═══ COLLECTED MATERIAL
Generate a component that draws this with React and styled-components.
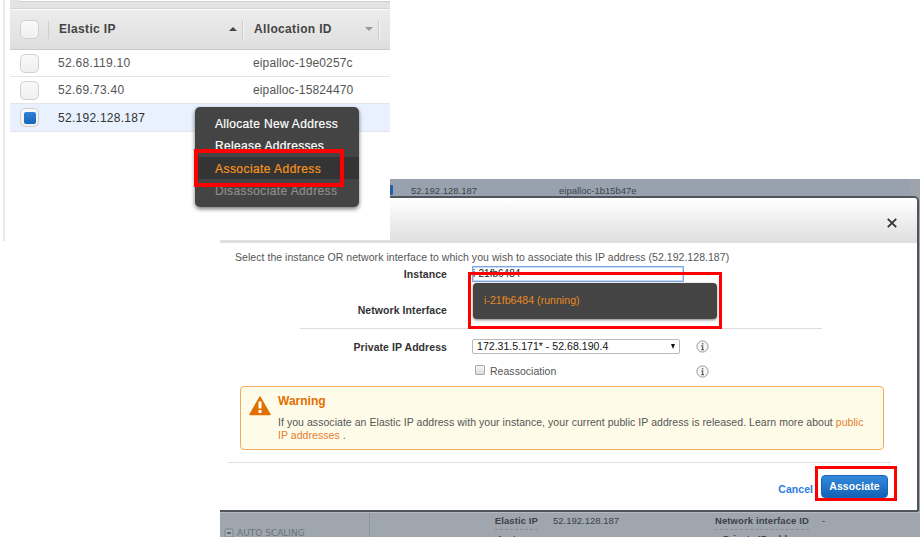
import React from "react";
import styled, { createGlobalStyle, css } from "styled-components";

const Global = createGlobalStyle`
  * { box-sizing: border-box; }
  body { margin: 0; background: #fff; overflow: hidden; font-family: "Liberation Sans", Arial, sans-serif; }
`;

const Page = styled.main`
  position: relative;
  width: 920px;
  height: 537px;
  overflow: hidden;
  background: #fff;
  padding: 179px 0 0 220px;
`;

/* address table */
const AddressPanel = styled.section`
  position: absolute;
  left: 0;
  top: 0;
  width: 390px;
  height: 240px;
  background: #fff;
  padding-left: 3px;
`;
const PanelBody = styled.div`
  height: 241px;
  border-left: 2px solid #e9e9e9;
  padding-left: 5px;
`;
const FilterStrip = styled.div`
  height: 9px;
  padding-left: 10px;
  background: #e3e3e3;
  border-bottom: 1px solid #d6d6d6;
`;
const FilterField = styled.div`
  height: 2px;
  background: #fff;
  border-bottom: 1px solid #d0d0d0;
`;
const columns = css`
  display: grid;
  grid-template-columns: 48px 195px 1fr;
  align-items: center;
`;
const HeaderRow = styled.div`
  ${columns}
  height: 41px;
  border-top: 1px solid #fafafa;
  border-bottom: 1px solid #c9c9c9;
  background: linear-gradient(#ececec, #dfdfdf);
  color: #444;
  font-size: 12px;
  font-weight: bold;
  letter-spacing: 0.35px;
`;
const HeaderCell = styled.div`
  display: flex;
  align-items: center;
  justify-content: space-between;
  height: 18px;
  padding: 0 ${(p) => p.$end}px 2px 1px;
  border-right: 1px solid #c9c9c9;
  box-shadow: 1px 0 #f6f6f6;
  margin-right: ${(p) => p.$gap}px;
`;
const CheckCell = styled.div`
  display: flex;
  align-items: center;
  width: 39px;
  height: 18px;
  padding-left: 10px;
  border-right: ${(p) => (p.$divider ? "1px solid #cfcfcf" : "0")};
`;
const Row = styled.div`
  ${columns}
  height: ${(p) => (p.$selected ? 28 : 27)}px;
  border-bottom: 1px solid #e2e4e6;
  background: ${(p) => (p.$selected ? "#e8f1fd" : "#fff")};
  color: ${(p) => (p.$selected ? "#333" : "#555")};
  font-size: 12px;
`;
const Cell = styled.span`
  letter-spacing: ${(p) => p.$ls}px;
  padding-top: ${(p) => (p.$low ? 1 : 0)}px;
`;
const Check = styled.span`
  display: grid;
  place-items: center;
  width: 19px;
  height: 19px;
  flex: none;
  border: 1.5px solid #d0d0d0;
  border-radius: 5px;
  background: linear-gradient(#f9f9f9, #efefef);
  &::after {
    content: "";
    width: 12px;
    height: 12px;
    border-radius: 2px;
    background: ${(p) => (p.$on ? "linear-gradient(#2f83d8, #1565ba)" : "none")};
  }
`;
const Arrow = styled.i`
  border: 4px solid transparent;
  border-width: ${(p) => (p.$up ? "0 4px 4px" : "4px 4px 0")};
  border-${(p) => (p.$up ? "bottom" : "top")}-color: ${(p) => (p.$up ? "#444" : "#999")};
`;
const ContextMenu = styled.nav`
  position: absolute;
  left: 195px;
  top: 107px;
  width: 164px;
  height: 100px;
  padding-top: 5px;
  border-radius: 5px;
  background: #444;
  box-shadow: 0 2px 4px rgba(0, 0, 0, 0.55);
`;
const MenuItem = styled.div`
  height: 22.4px;
  padding-left: 20px;
  line-height: 25px;
  font-size: 12px;
  letter-spacing: ${(p) => p.$ls}px;
  white-space: nowrap;
  color: ${(p) => (p.$active ? "#f7941e" : p.$disabled ? "#8c8c8c" : "#fff")};
  background: ${(p) => (p.$active ? "#343434" : "none")};
  -webkit-text-stroke: 0.2px currentColor;
`;
const InstanceMenu = styled.div`
  position: absolute;
  left: 473px;
  top: 283px;
  width: 244px;
  height: 36px;
  padding-left: 11px;
  border-radius: 4px;
  background: #444;
  box-shadow: 0 1px 3px rgba(0, 0, 0, 0.5);
  color: #e8891c;
  font-size: 10.5px;
  line-height: 35px;
  letter-spacing: 0.05px;
`;
const Highlight = styled.div`
  position: absolute;
  left: ${(p) => p.$x}px;
  top: ${(p) => p.$y}px;
  width: ${(p) => p.$w}px;
  height: ${(p) => p.$h}px;
  border: ${(p) => p.$t || 3}px solid #fe0000;
`;

/* dialog */
const Console = styled.section`
  display: flex;
  flex-direction: column;
  width: 700px;
  height: 358px;
  background: linear-gradient(to right, #98a2ae 690px, #9fa3ab 690px);
`;
const BackRow = styled.div`
  display: flex;
  align-items: center;
  height: 17px;
  padding: 5px 0 0 165px;
  font-size: 9.5px;
  color: #3d434a;
`;
const BlueBox = styled.span`
  width: 8px;
  height: 10px;
  margin-right: 18px;
  background: #2362a2;
  border-radius: 1px;
`;
const BackText = styled.span`
  width: ${(p) => p.$w}px;
`;
const Dialog = styled.div`
  width: 699px;
  height: 316px;
  flex: none;
  background: #fff;
  border: solid #50555b;
  border-width: 2px 2px 2px 0;
  border-radius: 0 5px 2px 0;
  overflow: hidden;
`;
const DialogHeader = styled.header`
  display: flex;
  align-items: center;
  justify-content: flex-end;
  height: 45px;
  padding: 4px 19px 0 0;
  background: linear-gradient(#fff, #dedede);
`;
const Intro = styled.p`
  margin: 0;
  height: 22px;
  padding: 7px 0 0 15px;
  color: #555;
  font-size: 10.5px;
  line-height: 15px;
  letter-spacing: 0.045px;
  white-space: nowrap;
`;
const Field = styled.div`
  display: grid;
  grid-template-columns: 227px 208px 1fr;
  column-gap: 25px;
  align-items: center;
  height: ${(p) => p.$h}px;
  padding-top: ${(p) => p.$top || 0}px;
`;
const Label = styled.label`
  color: #333;
  font-size: 10.5px;
  font-weight: bold;
  letter-spacing: 0.07px;
  text-align: right;
  white-space: nowrap;
`;
const InstanceInput = styled.div`
  width: 212px;
  height: 16px;
  border: 1px solid #7fa9e6;
  box-shadow: inset 0 0 0 1px #c5d9f6;
  color: #222;
  font-size: 10px;
  line-height: 13px;
`;
const Rule = styled.div`
  height: 1px;
  margin: ${(p) => p.$m};
  background: #ddd;
`;
const Select = styled.div`
  display: flex;
  align-items: center;
  justify-content: space-between;
  width: 208px;
  height: 15px;
  padding: 0 4px;
  border: 1px solid #b9b9b9;
  border-radius: 2px;
  color: #111;
  font-size: 10.5px;
  line-height: 13px;
  letter-spacing: 0.04px;
`;
const Caret = styled.i`
  border: solid transparent;
  border-width: 5px 2.5px 0;
  border-top-color: #111;
`;
const CheckLabel = styled.div`
  display: flex;
  align-items: center;
  gap: 5px;
  padding-left: 3px;
  color: #555;
  font-size: 10.5px;
  letter-spacing: 0.03px;
`;
const NativeCheck = styled.span`
  width: 10px;
  height: 10px;
  margin-top: -3px;
  border: 1px solid #aaa;
  border-radius: 1px;
  background: linear-gradient(#f4f4f4, #ddd);
`;
const InfoSvg = styled.svg`
  display: block;
  margin-left: -9.5px;
`;
const Warning = styled.div`
  display: flex;
  width: 644px;
  height: 64px;
  margin: 8px 0 12px 20px;
  padding: 8px 0 0 8px;
  border: 1px solid #f1ab5c;
  border-radius: 4px;
  background: #fffbe9;
`;
const WarnBody = styled.div`
  margin-left: 7px;
  color: #555;
  font-size: 10.5px;
  line-height: 13.5px;
  white-space: nowrap;
`;
const WarnTitle = styled.div`
  height: 20.5px;
  color: #e17000;
  font-size: 12px;
  font-weight: bold;
`;
const WarnLine = styled.div`
  letter-spacing: ${(p) => p.$ls}px;
`;
const Link = styled.a`
  color: #e57e2e;
`;
const Actions = styled.div`
  display: flex;
  align-items: center;
  justify-content: flex-end;
  height: 46px;
  padding-right: 29px;
`;
const Cancel = styled.a`
  margin: 6px 8px 0 0;
  color: #2a7de1;
  font-size: 10.5px;
  font-weight: bold;
  letter-spacing: 0.05px;
`;
const Submit = styled.div`
  width: 67px;
  height: 23px;
  border: 1px solid #1a66b9;
  border-radius: 4px;
  background: linear-gradient(#3589dd, #1362b5);
  color: #fff;
  font-size: 10.5px;
  font-weight: bold;
  line-height: 21px;
  letter-spacing: 0.1px;
  text-align: center;
  white-space: nowrap;
`;
const Footer = styled.div`
  display: grid;
  grid-template-columns: 150px 1fr;
  flex: 1;
  overflow: hidden;
  background: #9fa6ad;
  border-top: 1px solid #b4bac0;
  color: #3c4248;
  font-size: 9.5px;
`;
const Sidebar = styled.div`
  display: flex;
  align-items: flex-start;
  gap: 3px;
  padding: 15px 0 0 4px;
  border-right: 1px solid #8c949b;
  color: #6b737b;
  font-family: "DejaVu Sans", sans-serif;
  font-size: 9px;
  line-height: 11px;
  white-space: nowrap;
`;
const Details = styled.div`
  display: grid;
  grid-template-columns: 168px 177px 92px 1fr;
  grid-auto-rows: 18px;
  align-content: start;
  padding-top: 1px;
  line-height: 14px;
`;
const Term = styled.div`
  text-align: right;
  font-weight: bold;
  letter-spacing: 0.1px;
  white-space: nowrap;
  span { display: inline-block; height: 16px; border-bottom: 1px dashed #858c95; }
`;
const Value = styled.div`
  padding-left: 15px;
`;

function InfoIcon() {
  return (
    <InfoSvg width="13" height="13" viewBox="0 0 13 13">
      <circle cx="6.5" cy="6.5" r="5.6" fill="#f6f6f6" stroke="#999" />
      <path d="M6.6 3v1.5M5.3 5.8h1.3v3.6M5.2 9.6h2.8" fill="none" stroke="#666" strokeWidth="1.3" />
    </InfoSvg>
  );
}

const rows = [
  ["52.68.119.10", "eipalloc-19e0257c"],
  ["52.69.73.40", "eipalloc-15824470"],
  ["52.192.128.187", "", true],
];

export default function App() {
  return (
    <>
      <Global />
      <Page>
        <Console>
          <BackRow>
            <BlueBox />
            <BackText $w={148}>52.192.128.187</BackText>
            <BackText $w={100}>eipalloc-1b15b47e</BackText>
          </BackRow>
          <Dialog>
            <DialogHeader>
              <svg width="12" height="12" viewBox="0 0 12 12">
                <path d="M1.8 1.8l8.4 8.4M10.2 1.8L1.8 10.2" stroke="#333" strokeWidth="1.8" />
              </svg>
            </DialogHeader>
            <Intro>Select the instance OR network interface to which you wish to associate this IP address (52.192.128.187)</Intro>
            <Field $h={17}>
              <Label>Instance</Label>
              <InstanceInput>i-21fb6484</InstanceInput>
            </Field>
            <Field $h={46} $top={10}>
              <Label>Network Interface</Label>
            </Field>
            <Rule $m="0 95px 0 80px" />
            <Field $h={35}>
              <Label>Private IP Address</Label>
              <Select>172.31.5.171* - 52.68.190.4<Caret /></Select>
              <InfoIcon />
            </Field>
            <Field $h={14}>
              <span />
              <CheckLabel><NativeCheck />Reassociation</CheckLabel>
              <InfoIcon />
            </Field>
            <Warning>
              <svg width="22" height="22" viewBox="0 0 22 22">
                <path d="M11 2L21 19.5H1Z" fill="#e17000" stroke="#e17000" strokeWidth="1.5" strokeLinejoin="round" />
                <path d="M11 6.5v7M11 15v3" stroke="#fff" strokeWidth="3" />
              </svg>
              <WarnBody>
                <WarnTitle>Warning</WarnTitle>
                <WarnLine $ls={0.05}>
                  If you associate an Elastic IP address with your instance, your current public IP address is released. Learn more about <Link>public</Link>
                </WarnLine>
                <WarnLine $ls={0.05}><Link>IP addresses</Link> .</WarnLine>
              </WarnBody>
            </Warning>
            <Rule $m="0 26px 0 8px" />
            <Actions>
              <Cancel>Cancel</Cancel>
              <Submit>Associate</Submit>
            </Actions>
          </Dialog>
          <Footer>
            <Sidebar>
              <svg width="10" height="10" viewBox="0 0 10 10">
                <rect x="1" y="1" width="8" height="8" rx="1" fill="#a9b0b6" stroke="#7b838b" />
                <path d="M3 5h4" stroke="#444b52" strokeWidth="1.4" />
              </svg>
              AUTO SCALING
            </Sidebar>
            <Details>
              <Term><span>Elastic IP</span></Term>
              <Value>52.192.128.187</Value>
              <Term><span>Network interface ID</span></Term>
              <Value>-</Value>
              <Term><span>Instance</span></Term>
              <Value />
              <Term><span>Private IP address</span></Term>
              <Value />
            </Details>
          </Footer>
        </Console>

        <AddressPanel>
          <PanelBody>
            <FilterStrip><FilterField /></FilterStrip>
            <HeaderRow>
              <CheckCell $divider><Check /></CheckCell>
              <HeaderCell $end={5} $gap={10}>Elastic IP<Arrow $up /></HeaderCell>
              <HeaderCell $end={5} $gap={11}>Allocation ID<Arrow /></HeaderCell>
            </HeaderRow>
            {rows.map(([ip, id, on]) => (
              <Row key={ip} $selected={on}>
                <CheckCell><Check $on={on} /></CheckCell>
                <Cell $ls={0.27} $low={on}>{ip}</Cell>
                <Cell $ls={0.13}>{id}</Cell>
              </Row>
            ))}
          </PanelBody>
        </AddressPanel>

        <ContextMenu>
          <MenuItem $ls={0.32}>Allocate New Address</MenuItem>
          <MenuItem $ls={0.34}>Release Addresses</MenuItem>
          <MenuItem $ls={0.44} $active>Associate Address</MenuItem>
          <MenuItem $ls={0.38} $disabled>Disassociate Address</MenuItem>
        </ContextMenu>
        <InstanceMenu>i-21fb6484 (running)</InstanceMenu>

        <Highlight $x={194} $y={149} $w={150} $h={38} $t={4} />
        <Highlight $x={468} $y={272} $w={254} $h={57} />
        <Highlight $x={815} $y={466} $w={82} $h={35} />
      </Page>
    </>
  );
}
══════
- **YOUR INSTRUCTIONS**:
Give only the number of lines in the material above where the string "this" appears.

- **ANSWER IN FULL**:
2